* Source data
————
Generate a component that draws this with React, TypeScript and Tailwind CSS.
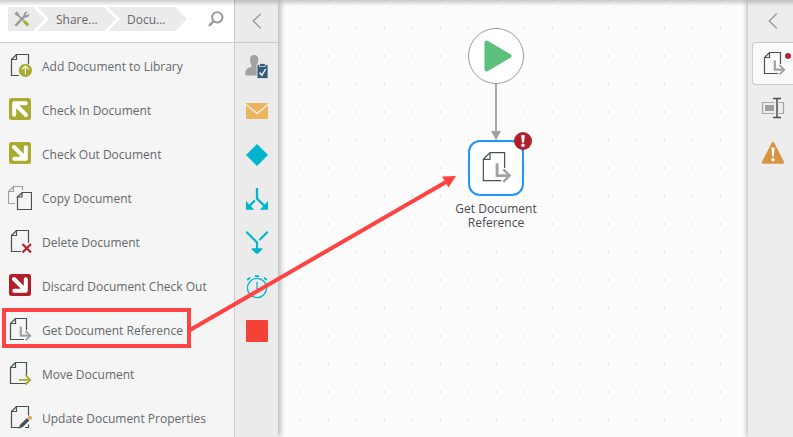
import type { ReactNode } from 'react'

const DOC_DARK = '#475052'
const OLIVE = '#a9ac2e'
const CYAN = '#00b4cc'

function Page({ d, color = DOC_DARK }: { d: string; color?: string }) {
  return <path d={d} fill="none" stroke={color} strokeWidth="1.2" vectorEffect="non-scaling-stroke" />
}

function Icon({ children, className = 'size-6' }: { children: ReactNode; className?: string }) {
  return (
    <svg viewBox="0 0 24 24" className={`${className} shrink-0`} aria-hidden="true">
      {children}
    </svg>
  )
}

function AddIcon() {
  return (
    <Icon>
      <Page d="M11 21.5H3.5V5.5L8.5 .5H20.5V10M3.5 5.5H8.5V.5" />
      <circle cx="17.4" cy="16.4" r="6.6" fill={OLIVE} />
      <path d="M17.4 20.5V12.5M14 15.4L17.4 12L20.8 15.4" fill="none" stroke="#fff" strokeWidth="1.2" />
    </Icon>
  )
}

function SquareArrowIcon({ color, flip }: { color: string; flip?: boolean }) {
  return (
    <Icon>
      <rect x="1" width="22" height="22" rx="2.5" fill={color} />
      <g transform={flip ? 'matrix(-1 0 0 -1 24 22)' : undefined}>
        <path d="M17.7 5.2H6.2V16.8M7 6L18 17" fill="none" stroke="#fff" strokeWidth="4" strokeLinecap="round" strokeLinejoin="round" />
      </g>
    </Icon>
  )
}

function CopyIcon() {
  return (
    <Icon>
      <Page color="#a0a0a0" d="M7 17.5H.5V5.5L5.5 .5H14.5V4M.5 5.5H5.5V.5" />
      <Page d="M9.5 11V23.5H23.5V6.5H14L9.5 11H14V6.5" />
    </Icon>
  )
}

function DeleteIcon() {
  return (
    <Icon>
      <Page d="M13 21.5H3.5V5.5L8.5 .5H20.5V13M3.5 5.5H8.5V.5" />
      <path d="M14.5 14L23 22.5M23 14L14.5 22.5" stroke="#b9202e" strokeWidth="2.2" />
    </Icon>
  )
}

function ReferenceIcon({ className }: { className?: string }) {
  return (
    <Icon className={className}>
      <Page d="M16 21.5H2.5V5.5L7.5 .5H18.5V12M2.5 5.5H7.5V.5" />
      <path d="M12.8 8.5V17.7H22" fill="none" stroke="#a2a2a2" strokeWidth="2.2" />
      <path d="M17.5 13L22.2 17.7L17.5 22.4" fill="none" stroke="#a2a2a2" strokeWidth="1.9" />
    </Icon>
  )
}

function MoveIcon() {
  return (
    <Icon>
      <Page d="M18.5 20V21.5H2.5V5.5L7.5 .5H18.5V14M2.5 5.5H7.5V.5" />
      <path d="M11 17.9H22M17.5 13.2L22.2 17.9L17.5 22.6" fill="none" stroke={OLIVE} strokeWidth="1.8" />
    </Icon>
  )
}

function UpdateIcon() {
  return (
    <Icon>
      <Page d="M11 21.5H3.5V5.5L8.5 .5H20.5V9.5M20.5 18.5V21.5H17M3.5 5.5H8.5V.5" />
      <path d="M10.5 22.8L12.3 18.6L19 12L21.4 14.4L14.7 21Z" fill={DOC_DARK} />
      <path d="M19.6 11.4L21.4 9.8Q24 9.8 24 12.4L22.1 13.9Z" fill="#e39b45" />
    </Icon>
  )
}

function ChevronLeft() {
  return (
    <svg viewBox="0 0 10 16" className="h-4 w-2.5" fill="none" stroke="#9b9b9b" strokeWidth="1.4" aria-hidden="true">
      <path d="M8.7 .7L1.2 8L8.7 15.3" />
    </svg>
  )
}

const ACTIONS = [
  { label: 'Add Document to Library', icon: <AddIcon /> },
  { label: 'Check In Document', icon: <SquareArrowIcon color={OLIVE} /> },
  { label: 'Check Out Document', icon: <SquareArrowIcon color={OLIVE} flip /> },
  { label: 'Copy Document', icon: <CopyIcon /> },
  { label: 'Delete Document', icon: <DeleteIcon /> },
  { label: 'Discard Document Check Out', icon: <SquareArrowIcon color="#b11f2b" flip /> },
  { label: 'Get Document Reference', icon: <ReferenceIcon /> },
  { label: 'Move Document', icon: <MoveIcon /> },
  { label: 'Update Document Properties', icon: <UpdateIcon /> },
]

const TOOLS = [
  {
    label: 'User task',
    icon: (
      <Icon>
        <path d="M9.2 0C12.2 0 13.6 2 13.4 4.8C13.2 8 11.8 9.4 11.6 11L13 12.4V20.6H.4C0 16.2 .6 14 3 13.2L6.7 11.4C6.6 9.6 5.2 8.4 5 4.8C4.8 2 6.2 0 9.2 0Z" fill="#a1a3a3" />
        <rect x="12" y="9.5" width="11" height="14" rx="1" fill="#335d7c" stroke="#ebebeb" strokeWidth=".8" />
        <rect x="14.6" y="8.6" width="5.6" height="3" fill="#335d7c" stroke="#ebebeb" strokeWidth=".7" />
        <path d="M14.6 17.5L16.8 20.3L20.7 14" fill="none" stroke="#fff" strokeWidth="1.4" />
      </Icon>
    ),
  },
  {
    label: 'Email',
    icon: (
      <Icon>
        <rect x="1" y="4" width="22" height="16" rx="1" fill="#ecb45f" />
        <path d="M1 5.5L12 14.5L23 5.5" fill="none" stroke="#ebebeb" strokeWidth="1.5" />
      </Icon>
    ),
  },
  {
    label: 'Decision',
    icon: (
      <Icon>
        <path d="M12 1.5L22.5 12L12 22.5L1.5 12Z" fill={CYAN} stroke={CYAN} strokeLinejoin="round" />
      </Icon>
    ),
  },
  {
    label: 'Split',
    icon: (
      <Icon>
        <path d="M12 1V11.5L19.5 19M9.8 13.5L4.5 19" fill="none" stroke={CYAN} strokeWidth="2.3" />
        <path d="M1 14L9.2 22.8H1ZM23 14L14.8 22.8H23Z" fill={CYAN} />
      </Icon>
    ),
  },
  {
    label: 'Merge',
    icon: (
      <Icon>
        <path d="M1.3 .8L12 11.5V19M22.7 .8L14.5 9" fill="none" stroke={CYAN} strokeWidth="2.1" />
        <path d="M6.7 17.2H17.3V18.4L12.8 22.8H11.2L6.7 18.4Z" fill={CYAN} />
      </Icon>
    ),
  },
  {
    label: 'Timer',
    icon: (
      <Icon>
        <circle cx="12" cy="13" r="9.6" fill="none" stroke={CYAN} strokeWidth="1.3" />
        <path d="M12 7V14H15" fill="none" stroke={CYAN} strokeWidth="1.2" />
        <path d="M10 1.2H14M2.2 5L5 2.6M21.8 5L19 2.6" stroke={CYAN} strokeWidth="1.8" />
      </Icon>
    ),
  },
  {
    label: 'End',
    icon: (
      <Icon>
        <rect x="1" y="1" width="22" height="22" rx="1" fill="#f44336" />
      </Icon>
    ),
  },
]

function Breadcrumbs() {
  return (
    <nav aria-label="Breadcrumb" className="flex h-6 text-xs leading-[26px]">
      <a href="#" aria-label="Toolbox" className="flex w-[37px] items-center bg-[#ebebeb] pl-1.5 [clip-path:polygon(0_0,25px_0,100%_50%,25px_100%,0_100%)]">
        <svg viewBox="0 0 16 16" className="size-4" aria-hidden="true">
          <path d="M.6 2.4L2.6 .5L5 2.2V3.8L10 8.8L8.6 10.2L3.6 5L2 4.6Z" fill="#9a9d9d" />
          <path d="M2.2 13.8L10.8 5.2" stroke="#9a9d9d" strokeWidth="2.6" strokeLinecap="round" />
          <path d="M13.8 .8L11.6 3L13 4.4L15.2 2.2C15.9 5 13.6 7 11 6.2L9.8 5C9 2.4 11 .1 13.8 .8Z" fill="#9a9d9d" />
          <path d="M10.4 9L14.8 12.6Q15.4 14.6 13.2 15.4L8.6 10.8Z" fill={OLIVE} />
        </svg>
      </a>
      <a href="#" className="-ml-2 w-[79px] bg-[#ebebeb] pl-[19px] [clip-path:polygon(0_0,67px_0,100%_50%,67px_100%,0_100%,12px_50%)]">Share...</a>
      <a href="#" className="-ml-2 w-[79px] bg-[#ebebeb] pl-[19px] [clip-path:polygon(0_0,67px_0,100%_50%,67px_100%,0_100%,12px_50%)]">Docu...</a>
    </nav>
  )
}

function Toolbox() {
  return (
    <aside className="flex w-[235px] shrink-0 flex-col border-r border-[#cbcbcb] bg-[#f5f5f5]">
      <div className="flex h-[43px] shrink-0 items-start justify-between border-b border-[#cbcbcb] bg-white pt-[7px] pr-2.5 pl-2">
        <Breadcrumbs />
        <button type="button" aria-label="Search" className="pt-1">
          <svg viewBox="0 0 16 16" className="size-4" fill="none" stroke="#969696" aria-hidden="true">
            <circle cx="9.3" cy="6.3" r="5.2" strokeWidth="1.9" />
            <path d="M5.5 10.3L1 15" strokeWidth="2.2" />
          </svg>
        </button>
      </div>
      <ul className="pt-px">
        {ACTIONS.map((a) => (
          <li key={a.label}>
            <button type="button" className="flex h-11 w-full items-center gap-2.5 px-2 text-left text-xs whitespace-nowrap">
              {a.icon}
              <span className="pt-0.5">{a.label}</span>
            </button>
          </li>
        ))}
      </ul>
    </aside>
  )
}

function ToolStrip() {
  return (
    <aside className="z-10 flex w-[43px] shrink-0 flex-col bg-[#ebebeb] shadow-[4px_0_5px_-1px_rgba(0,0,0,0.25)]">
      <button type="button" aria-label="Collapse toolbox" className="flex h-[43px] shrink-0 items-center justify-center border-b border-[#cbcbcb]">
        <ChevronLeft />
      </button>
      <div className="flex flex-col pt-0.5">
        {TOOLS.map((t) => (
          <button key={t.label} type="button" aria-label={t.label} className="flex h-11 items-center justify-center">
            {t.icon}
          </button>
        ))}
      </div>
    </aside>
  )
}

function Canvas() {
  return (
    <main className="relative flex-1 bg-[#fcfcfc] bg-[linear-gradient(to_bottom,#fcfcfc_26px,transparent_26px),linear-gradient(to_right,transparent_27px,#dadada_27px)] bg-size-[28px_28px] bg-position-[-5px_1px]">
      <svg className="absolute top-[84px] left-[212px] h-14 w-3" viewBox="0 0 12 56" aria-hidden="true">
        <path d="M6 0V48" stroke="#a8a8a8" strokeWidth="2" />
        <path d="M1 47H11L6 56Z" fill="#a0a0a0" />
      </svg>
      <button type="button" aria-label="Start" className="absolute top-7 left-[190px] flex size-14 items-center justify-center rounded-full border border-[#9b9b9b] bg-white">
        <svg viewBox="0 0 28 32" className="ml-1 h-8 w-7" aria-hidden="true">
          <path d="M2.5 2.5L25.5 16L2.5 29.5Z" fill="#59c17a" stroke="#59c17a" strokeWidth="4" strokeLinejoin="round" />
        </svg>
      </button>
      <div className="absolute top-[140px] left-[168px] flex w-[100px] flex-col items-center">
        <button type="button" aria-labelledby="step-name" className="relative flex size-14 items-center justify-center rounded-xl border-2 border-[#2196f3] bg-white">
          <ReferenceIcon className="size-8" />
          <svg viewBox="0 0 18 18" className="absolute -top-2.5 -right-2.5 size-[18px]" aria-hidden="true">
            <circle cx="9" cy="9" r="9" fill="#b0202c" />
            <path d="M7.2 3H10.8L10 10.5H8Z" fill="#fff" />
            <circle cx="9" cy="13.3" r="1.7" fill="#fff" />
          </svg>
        </button>
        <p id="step-name" className="pt-1.5 text-center text-xs leading-[14px] text-[#4a4a50]">Get Document Reference</p>
      </div>
    </main>
  )
}

function ConfigStrip() {
  return (
    <aside className="z-10 flex w-[45px] shrink-0 flex-col bg-[#ededed] pl-1 shadow-[0_0_6px_rgba(0,0,0,0.4)]">
      <button type="button" aria-label="Expand configuration" className="flex h-[42px] items-center justify-center">
        <ChevronLeft />
      </button>
      <button type="button" aria-label="Get Document Reference settings" className="relative flex h-[43px] items-center rounded-l border border-r-0 border-[#cbcbcb] bg-[#fafafa] pl-[9px]">
        <ReferenceIcon />
        <span className="absolute top-2 right-0 size-2.5 rounded-full border-2 border-white bg-[#c01f30] shadow" />
      </button>
      <button type="button" aria-label="Rename" className="flex h-[46px] items-center justify-center">
        <Icon>
          <path d="M13.5 6.5H1.5V17.5H13.5M18 6.5H22.5V17.5H18" fill="none" stroke="#a6a6a6" strokeWidth="1.2" />
          <rect x="4" y="9" width="9" height="6" fill="#a0a0a0" />
          <path d="M12 2.5H20M12 21.5H20M16 2.5V21.5" stroke="#475052" strokeWidth="1.5" />
        </Icon>
      </button>
      <button type="button" aria-label="Warnings" className="flex h-11 items-center justify-center">
        <Icon>
          <path d="M12 2L22 21.5H2Z" fill="#d99442" stroke="#d99442" strokeWidth="2.4" strokeLinejoin="round" />
          <path d="M10.4 6.5H13.6L12.8 15.5H11.2Z" fill="#fff" />
          <circle cx="12" cy="18.7" r="1.8" fill="#fff" />
        </Icon>
      </button>
    </aside>
  )
}

// Red frame and arrow that walk the reader from the toolbox entry to the placed step
function Callout() {
  return (
    <svg width="460" height="352" className="pointer-events-none absolute top-0 left-0 z-30" aria-hidden="true">
      <rect x="4" y="310" width="185" height="36" fill="none" stroke="#ff4343" strokeWidth="4" />
      <path d="M190 330L446 182" stroke="#ff4343" strokeWidth="4" />
      <path d="M456 176L448.5 187.5L442 176.5Z" fill="#ff4343" />
    </svg>
  )
}

export default function App() {
  return (
    <div className="relative flex h-screen overflow-hidden font-['Open_Sans','Noto_Sans',sans-serif] text-[#64696a]">
      <Toolbox />
      <ToolStrip />
      <Canvas />
      <ConfigStrip />
      <div className="pointer-events-none absolute inset-x-0 top-0 z-20 h-1.5 bg-linear-to-b from-black/20 to-transparent" />
      <Callout />
    </div>
  )
}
————
* Given task
Go through the listing above and return every line where the word "that" occurs.

* Expected answer
Generate a component that draws this with React, TypeScript and Tailwind CSS.
// Red frame and arrow that walk the reader from the toolbox entry to the placed step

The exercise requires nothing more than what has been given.